To ensure consistency and fairness, Registration Officers use the following guide to decide on the overall assessment of the Standard. There are three possible outcomes: Meeting Standard, Not Meeting Standard, and Working Towards Standard.

Meeting Standard

  • The resources and activities are relevant to the needs of the child and the aims of the program.
  • The child is engaging with the program and progress is checked.
  • There is enough evidence presented for the Registration Officer to recommend registration approval.

Working Towards Standard

  • The style and/or methods are still being set up.
  • The program lacks direction or relevance to the child’s needs.
  • The child is not engaging with the program.
  • The home educator is not checking the program and/or the child’s progress.
  • There is not enough evidence presented for the Registration Officer to recommend registration approval.

Not Meeting Standard

  • There is no evidence that the home educator is trying to deliver a program to address the learning and practise of mathematical concepts and skills.
  • The home educator shows a lack of interest and/or capacity to deliver a program.
  • The home educator is not trying to provide opportunities for the child to engage in numeracy or to undertake research to develop the program.

Assessment not Judgement

It is important to note that:

  • Registration Officers do not make judgements about your child’s abilities, they assess the capacity of your home education program to identify and cater for their learning needs.
  • Registration Officers are not educational consultants.

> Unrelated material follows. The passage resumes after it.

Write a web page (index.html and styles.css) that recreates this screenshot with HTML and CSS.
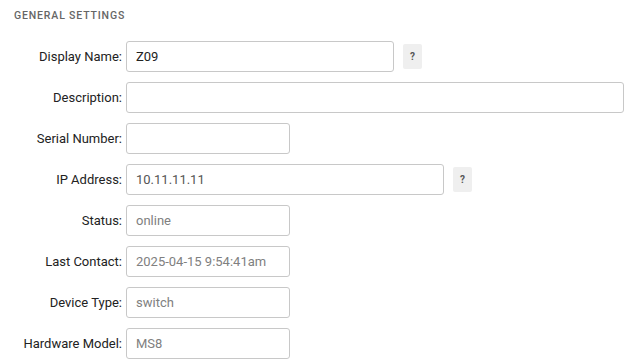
FILE: index.html
```html
<!DOCTYPE html>
<html>
	<head>
		<meta charset="utf-8">
		<title>General Settings</title>
		<link rel="stylesheet" href="styles.css">
	</head>
	<body>
		<div class="panel">
			<h4 class="title">General Settings</h4>
			<div class="form">
				<label class="lbl">Display Name:</label>
				<div class="field">
					<input class="inp w-md" type="text" value="Z09">
					<span class="help">?</span>
				</div>

				<label class="lbl">Description:</label>
				<div class="field">
					<input class="inp w-full" type="text" value="">
				</div>

				<label class="lbl">Serial Number:</label>
				<div class="field">
					<input class="inp w-sm" type="text" value="">
				</div>

				<label class="lbl">IP Address:</label>
				<div class="field">
					<input class="inp w-lg ip" type="text" value="10.11.11.11">
					<span class="help">?</span>
				</div>

				<label class="lbl">Status:</label>
				<div class="field">
					<input class="inp w-sm ro" type="text" value="online" readonly>
				</div>

				<label class="lbl">Last Contact:</label>
				<div class="field">
					<input class="inp w-sm ro" type="text" value="2025-04-15 9:54:41am" readonly>
				</div>

				<label class="lbl">Device Type:</label>
				<div class="field">
					<input class="inp w-sm ro" type="text" value="switch" readonly>
				</div>

				<label class="lbl">Hardware Model:</label>
				<div class="field">
					<input class="inp w-sm ro" type="text" value="MS8" readonly>
				</div>
			</div>
		</div>
	</body>
</html>
```
FILE: styles.css
```css
*{
	padding: 0;
	margin: 0;
	box-sizing: border-box;
}
body{
	background: #fff;
	font-family: Roboto, "Liberation Sans", sans-serif;
	color: #222;
}
.panel{
	padding: 10px 0 0 0;
}
.title{
	font: 500 10.5px/12px Roboto, sans-serif;
	text-transform: uppercase;
	letter-spacing: 0.85px;
	color: #666;
	padding-left: 14px;
	height: 31px;
}
.form{
	display: grid;
	grid-template-columns: 122px 1fr;
	column-gap: 4px;
	row-gap: 10px;
}
.lbl{
	font-size: 13px;
	line-height: 31px;
	text-align: right;
	color: #222;
	white-space: nowrap;
}
.field{
	display: flex;
	align-items: center;
	gap: 9px;
}
.inp{
	height: 31px;
	border: 1px solid #c8c8c8;
	border-radius: 3px;
	padding: 0 9px;
	font: 13px Roboto, sans-serif;
	color: #222;
	background: #fff;
	outline: none;
}
.w-sm{ width: 164px; }
.w-md{ width: 268px; }
.w-lg{ width: 318px; }
.w-full{ width: 498px; }
.ip{
	color: #555;
}
.ro{
	color: #808080;
}
.help{
	width: 19px;
	height: 25px;
	background: #efefef;
	border-radius: 2px;
	font: bold 10px/25px Roboto, sans-serif;
	color: #555;
	text-align: center;
}
```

The responsibility for the design of the program lies with you as the home educator.
  • Receiving a Working Towards Standard or Not Meeting Standard does not mean that your registration will not be approved. In the case of Working Towards Standard or Not Meeting Standard, the Registration Officer will work with you to support the development of your program to meet the needs of your child. Your Registration Officer may suggest a follow up visit or support phone call to discuss your program further and to offer support. In some circumstances, the Registrar may request a further visit by another Registration Officer.